• _What you will do_:
Print the listing as it stands, omitting all images.

━━━━━━━━━━━━━━━━━━━━

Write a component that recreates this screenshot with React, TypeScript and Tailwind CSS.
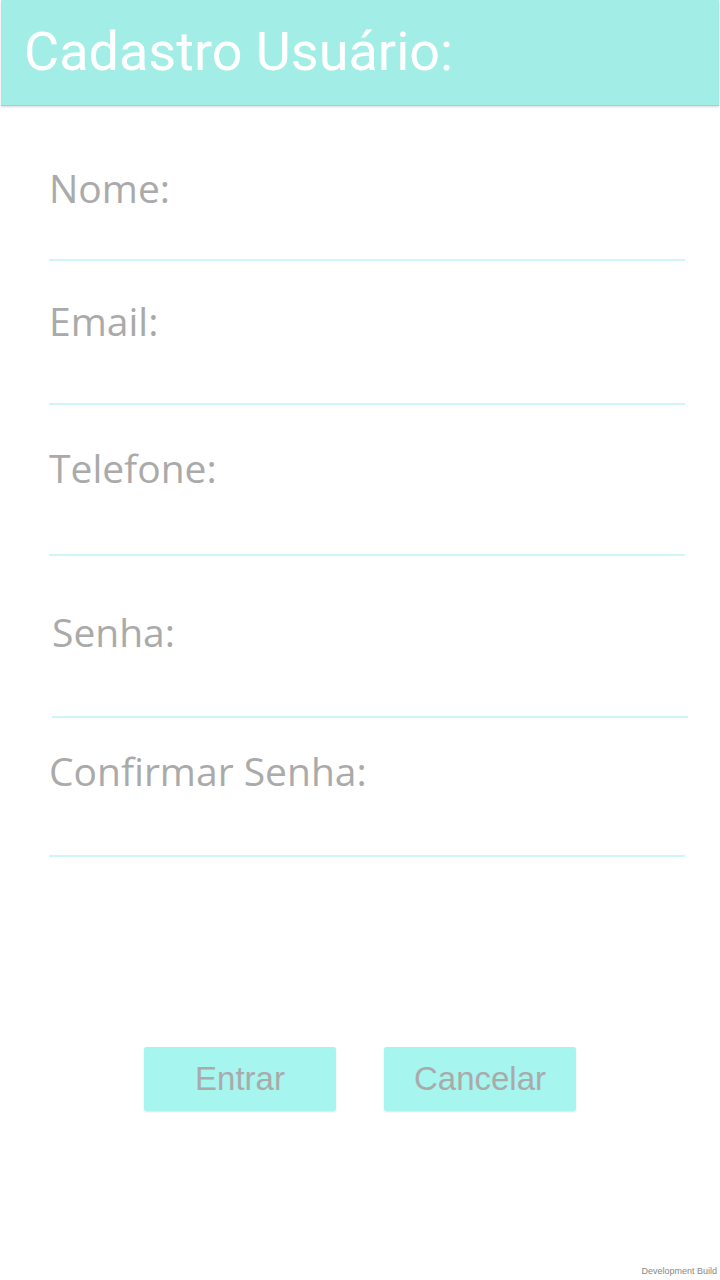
const fields = [
  { label: "Nome:", box: "h-[155px] pt-[62px] ml-[49px] mr-[35px]" },
  { label: "Email:", box: "h-[144px] pt-[40px] ml-[49px] mr-[35px]" },
  { label: "Telefone:", box: "h-[151px] pt-[43px] ml-[49px] mr-[35px]" },
  { label: "Senha:", box: "h-[162px] pt-[56px] ml-[52px] mr-[32px]" },
  { label: "Confirmar Senha:", box: "h-[139px] pt-[33px] ml-[49px] mr-[35px]" },
];

export default function App() {
  return (
    <div className="relative min-h-[1280px] w-[720px] bg-white font-['Roboto',sans-serif]">
      {/* header */}
      <div className="mx-px h-[106px] border-b border-[#8fd8d0] bg-[#a2eee6] pl-[23px] pt-[25px] shadow-[0_1px_2px_rgba(0,0,0,0.15)]">
        <h1 className="text-[54px] leading-none text-white">Cadastro Usuário:</h1>
      </div>

      {/* form fields */}
      {fields.map((f) => (
        <div key={f.label} className={`${f.box} border-b-2 border-[#cff6f4]`}>
          <div className="font-['Open_Sans',sans-serif] text-[39px] leading-none text-[#aaaaaa]">{f.label}</div>
        </div>
      ))}

      {/* buttons */}
      <div className="mt-[190px] flex justify-center gap-[48px]">
        <button className="h-[64px] w-[192px] rounded-[3px] bg-[#a7f5ef] font-['Liberation_Sans',sans-serif] text-[33px] text-[#aaaaaa] shadow-[0_1px_2px_rgba(0,0,0,0.12)]">
          Entrar
        </button>
        <button className="h-[64px] w-[192px] rounded-[3px] bg-[#a7f5ef] font-['Liberation_Sans',sans-serif] text-[33px] text-[#aaaaaa] shadow-[0_1px_2px_rgba(0,0,0,0.12)]">
          Cancelar
        </button>
      </div>

      <div className="absolute bottom-[4px] right-[3px] font-['Liberation_Sans',sans-serif] text-[9px] leading-none text-[#888] [text-shadow:0_0_1px_#fff]">
        Development Build
      </div>
    </div>
  );
}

━━━━━━━━━━━━━━━━━━━━

• _Task response_:
Write a component that recreates this screenshot with React, TypeScript and Tailwind CSS.
const fields = [
  { label: "Nome:", box: "h-[155px] pt-[62px] ml-[49px] mr-[35px]" },
  { label: "Email:", box: "h-[144px] pt-[40px] ml-[49px] mr-[35px]" },
  { label: "Telefone:", box: "h-[151px] pt-[43px] ml-[49px] mr-[35px]" },
  { label: "Senha:", box: "h-[162px] pt-[56px] ml-[52px] mr-[32px]" },
  { label: "Confirmar Senha:", box: "h-[139px] pt-[33px] ml-[49px] mr-[35px]" },
];

export default function App() {
  return (
    <div className="relative min-h-[1280px] w-[720px] bg-white font-['Roboto',sans-serif]">
      {/* header */}
      <div className="mx-px h-[106px] border-b border-[#8fd8d0] bg-[#a2eee6] pl-[23px] pt-[25px] shadow-[0_1px_2px_rgba(0,0,0,0.15)]">
        <h1 className="text-[54px] leading-none text-white">Cadastro Usuário:</h1>
      </div>

      {/* form fields */}
      {fields.map((f) => (
        <div key={f.label} className={`${f.box} border-b-2 border-[#cff6f4]`}>
          <div className="font-['Open_Sans',sans-serif] text-[39px] leading-none text-[#aaaaaa]">{f.label}</div>
        </div>
      ))}

      {/* buttons */}
      <div className="mt-[190px] flex justify-center gap-[48px]">
        <button className="h-[64px] w-[192px] rounded-[3px] bg-[#a7f5ef] font-['Liberation_Sans',sans-serif] text-[33px] text-[#aaaaaa] shadow-[0_1px_2px_rgba(0,0,0,0.12)]">
          Entrar
        </button>
        <button className="h-[64px] w-[192px] rounded-[3px] bg-[#a7f5ef] font-['Liberation_Sans',sans-serif] text-[33px] text-[#aaaaaa] shadow-[0_1px_2px_rgba(0,0,0,0.12)]">
          Cancelar
        </button>
      </div>

      <div className="absolute bottom-[4px] right-[3px] font-['Liberation_Sans',sans-serif] text-[9px] leading-none text-[#888] [text-shadow:0_0_1px_#fff]">
        Development Build
      </div>
    </div>
  );
}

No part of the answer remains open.